Implement data structures appropriately.

  • Implement a dynamic container and the operations to manipulate it.
  • Implement a static container with the optimizations that are possible because its shape is constant.
  • Implement a container for mutable items, including any required type annotations and operations that adapt the structure when data change.
  • Implement a container for immutable items with the optimizations that are possible because each item is constant.
  • Distinguish the mutability of a reference from the mutability of the location it refers to.
  • Write an algorithm using in-place, copying, and memory-adaptive strategies, as appropriate.
  • Adapt an implementation to serve a different abstraction, such as a list presented as a stack, while being mindful of leaky abstractions (e.g. query and reserve the capacity of the array underlying a vector).
  • Use nested data structures, such as arrays of lists and dictionaries of sets of strings.

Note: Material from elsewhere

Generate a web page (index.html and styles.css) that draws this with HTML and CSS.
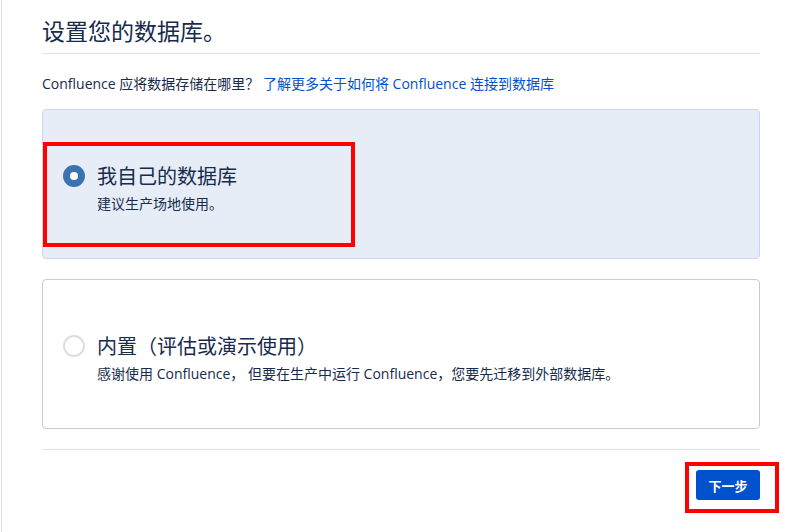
FILE: index.html
```html
<!DOCTYPE html>
<html lang="zh-CN">
<head>
<meta charset="utf-8">
<title>设置您的数据库</title>
<link rel="stylesheet" href="styles.css">
</head>
<body>
<div class="page">
  <h1 class="heading">设置您的数据库。</h1>
  <p class="question">Confluence 应将数据存储在哪里？ <a class="link" href="#">了解更多关于如何将 Confluence 连接到数据库</a></p>

  <div class="options">
    <label class="option option-selected">
      <span class="radio radio-on"></span>
      <span class="option-text">
        <span class="option-title">我自己的数据库</span>
        <span class="option-desc">建议生产场地使用。</span>
      </span>
      <span class="mark mark-option"></span>
    </label>

    <label class="option">
      <span class="radio"></span>
      <span class="option-text">
        <span class="option-title">内置（评估或演示使用）</span>
        <span class="option-desc">感谢使用 Confluence， 但要在生产中运行 Confluence，您要先迁移到外部数据库。</span>
      </span>
    </label>
  </div>

  <div class="footer">
    <button class="btn-primary" type="button">下一步<span class="mark mark-button"></span></button>
  </div>
</div>
</body>
</html>
```

FILE: styles.css
```css
* {
  box-sizing: border-box;
}

html, body {
  margin: 0;
  padding: 0;
  background: #ffffff;
}

body {
  font-family: "Open Sans", "Noto Sans CJK SC", sans-serif;
  color: #172b4d;
  height: 532px;
  overflow: hidden;
}

.page {
  margin-left: 1px;
  border-left: 1px solid #dfe1ea;
  min-height: 532px;
  padding: 16px 27px 0 40px;
}

.heading {
  margin: 0;
  font-family: "Noto Sans CJK SC", sans-serif;
  font-size: 23px;
  font-weight: 400;
  line-height: 28px;
  color: #172b4d;
  padding-bottom: 9px;
  border-bottom: 1px solid #dfe1e6;
}

.question {
  margin: 20px 0 15px;
  font-size: 14px;
  line-height: 20px;
  color: #172b4d;
}

.link {
  color: #0052cc;
  text-decoration: none;
}

.options {
  display: flex;
  flex-direction: column;
  gap: 20px;
}

.option {
  position: relative;
  display: flex;
  align-items: flex-start;
  gap: 12px;
  height: 150px;
  padding: 54px 20px 0 20px;
  border: 1px solid #cccccc;
  border-radius: 4px;
  background: #ffffff;
}

.option-selected {
  background: #e6edf7;
  border-color: #c8d7ec;
}

.radio {
  flex: none;
  width: 22px;
  height: 22px;
  margin-top: 1px;
  border-radius: 50%;
  border: 2px solid #dddddd;
  background: #ffffff;
}

.radio-on {
  border: 7px solid #3b73af;
  background: #ffffff;
}

.option-text {
  display: flex;
  flex-direction: column;
  gap: 6px;
}

.option-title {
  font-family: "Noto Sans CJK SC", sans-serif;
  font-size: 20px;
  line-height: 24px;
  color: #172b4d;
}

.option-desc {
  font-size: 14px;
  line-height: 20px;
  color: #172b4d;
}

.footer {
  margin-top: 20px;
  border-top: 1px solid #dfe1e6;
  padding-top: 20px;
  display: flex;
  justify-content: flex-end;
}

.btn-primary {
  position: relative;
  width: 64px;
  height: 30px;
  border: none;
  border-radius: 3px;
  background: #0052cc;
  color: #ffffff;
  font-family: "Noto Sans CJK SC", sans-serif;
  font-size: 13px;
  font-weight: 700;
  padding: 0;
  cursor: pointer;
}

.mark {
  position: absolute;
  border: 4px solid #ff0000;
  pointer-events: none;
}

.mark-option {
  left: 0;
  top: 32px;
  width: 312px;
  height: 105px;
}

.mark-button {
  left: -11px;
  top: -8px;
  width: 94px;
  height: 51px;
}
```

  • Write a data structure that presents a slice or view into another data structure.
  • When copying or moving a data structure, consider how its items are duplicated, e.g. shallow by reference or deep by recursive copy, and choose appropriately.
  • Implement an algorithm using inversion of control, as in map, reduce, visitors, or event callbacks, and choose between inversion and traditional control structures appropriately.